A note for the team behind you (techs, vocalists, band)

Drummer: The pre-recognition section runs best with brushes or a very controlled touch. The dynamic ceiling is lower than usual until the commissioning songs. He Will Hold Me Fast under the parent prayer moment works as a pad-and-guitar texture more than a full kit arrangement. Save the full kit for In Christ Alone and Goodness of God.

Band: Map the arc in rehearsal and name the emotional release points explicitly. The graduation recognition segment is the most variable part of the service, and the band needs a pre-agreed plan for how long to hold, who gives the cue, and what the signal looks like. Do not leave that to improvisation when there are graduates and parents standing at the front.

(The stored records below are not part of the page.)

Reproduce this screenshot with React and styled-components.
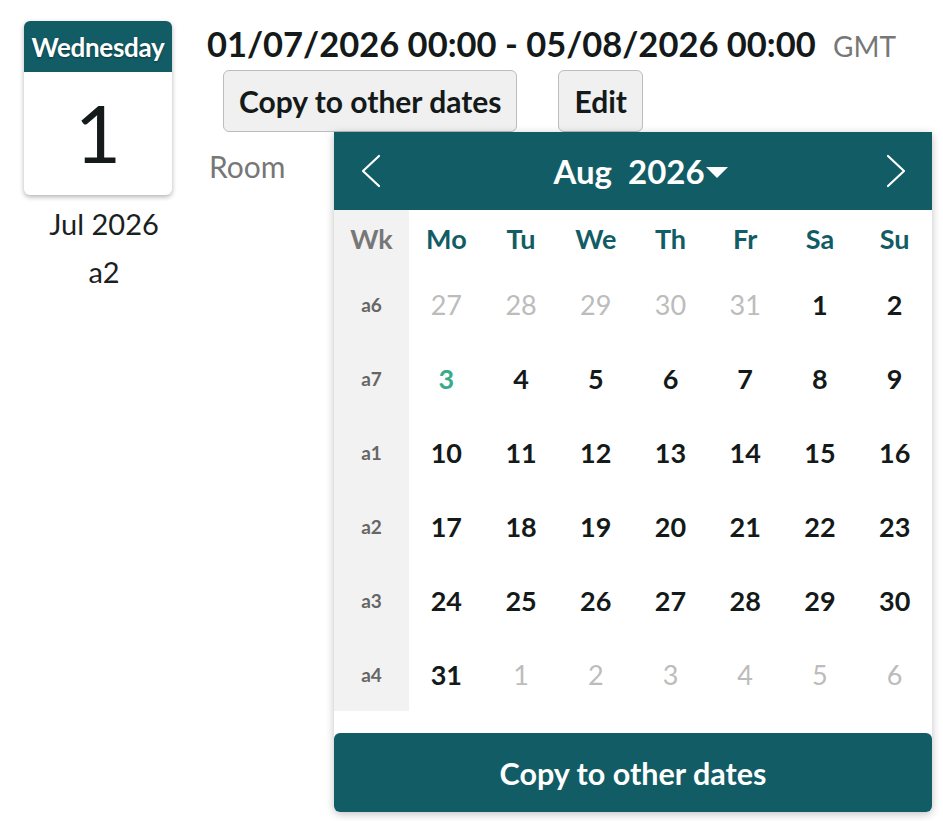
import React from 'react';
import styled, { createGlobalStyle } from 'styled-components';

const GlobalStyle = createGlobalStyle`
	body {
		margin: 0;
		background: #fff;
		font-family: 'Lato', 'Liberation Sans', sans-serif;
		color: #1b1f1f;
	}
`;

const TEAL = '#125c65';

const weeks = [
	{ wk: 'a6', days: [[27, 'out'], [28, 'out'], [29, 'out'], [30, 'out'], [31, 'out'], [1], [2]] },
	{ wk: 'a7', days: [[3, 'today'], [4], [5], [6], [7], [8], [9]] },
	{ wk: 'a1', days: [[10], [11], [12], [13], [14], [15], [16]] },
	{ wk: 'a2', days: [[17], [18], [19], [20], [21], [22], [23]] },
	{ wk: 'a3', days: [[24], [25], [26], [27], [28], [29], [30]] },
	{ wk: 'a4', days: [[31], [1, 'out'], [2, 'out'], [3, 'out'], [4, 'out'], [5, 'out'], [6, 'out']] },
];

const dayNames = ['Mo', 'Tu', 'We', 'Th', 'Fr', 'Sa', 'Su'];

const Chevron = ({ dir }) => (
	<svg width="22" height="34" viewBox="0 0 22 34" fill="none">
		<path
			d={dir === 'left' ? 'M19 2 L3 17 L19 32' : 'M3 2 L19 17 L3 32'}
			stroke="#fff"
			strokeWidth="2.2"
			strokeLinecap="round"
			strokeLinejoin="round"
		/>
	</svg>
);

export default function App() {
	return (
		<Page>
			<GlobalStyle />
			<DateColumn>
				<DayCard>
					<CardHead>Wednesday</CardHead>
					<CardDay>1</CardDay>
				</DayCard>
				<MonthLabel>Jul 2026</MonthLabel>
				<WeekLabel>a2</WeekLabel>
			</DateColumn>

			<Main>
				<Title>
					01/07/2026 00:00 - 05/08/2026 00:00 <Zone>GMT</Zone>
				</Title>
				<Actions>
					<GreyButton>Copy to other dates</GreyButton>
					<GreyButton>Edit</GreyButton>
				</Actions>
				<FieldLabel>Room</FieldLabel>

				<Popup>
					<PopupHead>
						<NavButton><Chevron dir="left" /></NavButton>
						<MonthTitle>
							Aug <span>2026</span><Caret />
						</MonthTitle>
						<NavButton><Chevron dir="right" /></NavButton>
					</PopupHead>

					<Grid>
						<WkCell head>Wk</WkCell>
						{dayNames.map((d) => <DayName key={d}>{d}</DayName>)}
						{weeks.map((w) => (
							<React.Fragment key={w.wk}>
								<WkCell>{w.wk}</WkCell>
								{w.days.map(([n, kind], i) => (
									<DayCell key={i} kind={kind}>{n}</DayCell>
								))}
							</React.Fragment>
						))}
					</Grid>

					<CopyButton>Copy to other dates</CopyButton>
				</Popup>
			</Main>
		</Page>
	);
}

const Page = styled.div`
	display: flex;
	align-items: flex-start;
	gap: 35px;
	padding: 21px 0 0 24px;
	min-height: 821px;
	box-sizing: border-box;
`;

const DateColumn = styled.div`
	display: flex;
	flex-direction: column;
	align-items: center;
	width: 148px;
`;

const DayCard = styled.div`
	width: 148px;
	height: 174px;
	border-radius: 6px;
	background: #fff;
	box-shadow: 0 2px 5px rgba(0, 0, 0, 0.3);
	overflow: hidden;
	display: flex;
	flex-direction: column;
`;

const CardHead = styled.div`
	height: 51px;
	background: ${TEAL};
	color: #fff;
	font-weight: 700;
	font-size: 26px;
	letter-spacing: -0.3px;
	display: flex;
	align-items: center;
	justify-content: center;
	text-shadow: 0 1px 2px rgba(0, 0, 0, 0.4);
`;

const CardDay = styled.div`
	flex: 1;
	display: flex;
	align-items: center;
	justify-content: center;
	font-size: 80px;
	color: #151a1a;
	padding-bottom: 4px;
`;

const MonthLabel = styled.div`
	margin-top: 12px;
	padding-left: 12px;
	font-size: 29px;
	line-height: 34px;
`;

const WeekLabel = styled.div`
	margin-top: 14px;
	padding-left: 12px;
	font-size: 29px;
	line-height: 34px;
`;

const Main = styled.div`
	position: relative;
	display: flex;
	flex-direction: column;
	align-items: flex-start;
	flex: 1;
`;

const Title = styled.div`
	font-size: 34.5px;
	font-weight: 700;
	line-height: 46px;
	color: #141919;
	white-space: nowrap;
`;

const Zone = styled.span`
	font-size: 28px;
	font-weight: 400;
	color: #777;
	margin-left: 9px;
`;

const Actions = styled.div`
	display: flex;
	gap: 41px;
	margin-left: 16px;
	margin-top: 1px;
`;

const GreyButton = styled.button`
	height: 62px;
	padding: 0 15px;
	background: #f0f0f0;
	border: 1.5px solid #bdbdbd;
	border-radius: 6px;
	font-family: inherit;
	font-size: 30px;
	font-weight: 700;
	color: #141919;
`;

const FieldLabel = styled.div`
	margin-top: 16px;
	margin-left: 2px;
	font-size: 30px;
	line-height: 36px;
	color: #777;
`;

const Popup = styled.div`
	position: absolute;
	left: 127px;
	top: 111px;
	width: 598px;
	background: #fff;
	box-shadow: 0 2px 8px rgba(0, 0, 0, 0.25);
	border-radius: 0 0 6px 6px;
	display: flex;
	flex-direction: column;
`;

const PopupHead = styled.div`
	height: 78px;
	background: ${TEAL};
	display: flex;
	align-items: center;
	justify-content: space-between;
	padding: 0 25px 0 26px;
`;

const NavButton = styled.div`
	display: flex;
	align-items: center;
`;

const MonthTitle = styled.div`
	display: flex;
	align-items: center;
	color: #fff;
	font-size: 33px;
	font-weight: 700;
	margin-left: 14px;

	span {
		margin-left: 16px;
	}
`;

const Caret = styled.i`
	width: 0;
	height: 0;
	border-left: 11px solid transparent;
	border-right: 11px solid transparent;
	border-top: 11px solid #fff;
	margin-left: 1px;
	margin-top: 2px;
`;

const Grid = styled.div`
	display: grid;
	grid-template-columns: 75px repeat(7, 1fr);
	grid-template-rows: 57px repeat(6, 74px);
	padding-bottom: 1px;
`;

const WkCell = styled.div`
	background: #f2f2f2;
	display: flex;
	align-items: center;
	justify-content: center;
	color: ${(p) => (p.head ? '#777' : '#666')};
	font-weight: 700;
	font-size: ${(p) => (p.head ? '27px' : '19px')};
`;

const DayName = styled.div`
	display: flex;
	align-items: center;
	justify-content: center;
	color: ${TEAL};
	font-weight: 700;
	font-size: 27px;
`;

const DayCell = styled.div`
	display: flex;
	align-items: center;
	justify-content: center;
	font-size: 27px;
	font-weight: ${(p) => (p.kind === 'out' ? 400 : 700)};
	color: ${(p) => (p.kind === 'out' ? '#bcbcbc' : p.kind === 'today' ? '#3aaa8c' : '#141919')};
`;

const CopyButton = styled.button`
	margin-top: 21px;
	height: 79px;
	border: none;
	border-radius: 6px;
	background: ${TEAL};
	color: #fff;
	font-family: inherit;
	font-size: 30.5px;
	font-weight: 700;
`;
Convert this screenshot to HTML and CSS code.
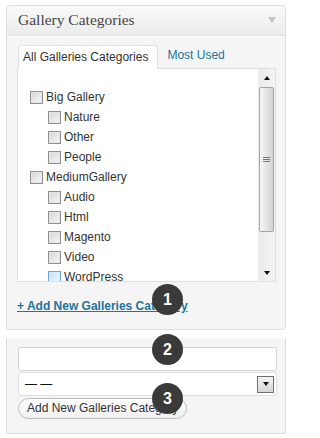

BGVs: The pre-recognition songs are not the place for full performance energy. The graduates are processing something real and the room should feel supportive, not staged. Keep the dynamic ceiling lower in the first two-thirds of the service. The final sending song is where the full BGV arrangement earns its moment.

FOH: The parent prayer segment is the most demanding mix moment of the day. The band needs to sit well underneath the pastor’s voice while still supporting the room. Build a submix preset for that window and test it in soundcheck with someone at the mic simulating the pastoral moment. The worst outcome on this Sunday is the band competing with the pastor reading names over graduates.

Lighting: Warm and full for the gathering songs. Consider a more intimate, tighter focus during the recognition and prayer moment, not dramatic, just present. The commissioning and sending songs are the cue for whatever your full rig holds. Load the closing cue early and know where you are in the arc so you can hit it without waiting for a heads-up that may not come.

Pastor coordination: Confirm before the service: how many names are being read, how long the prayer time is expected to run, and what the signal is to move from prayer into commissioning. The band needs that information to plan the He Will Hold Me Fast sustain and the transition into In Christ Alone. One conversation in the pre-service green room is worth more than any amount of real-time adaptation.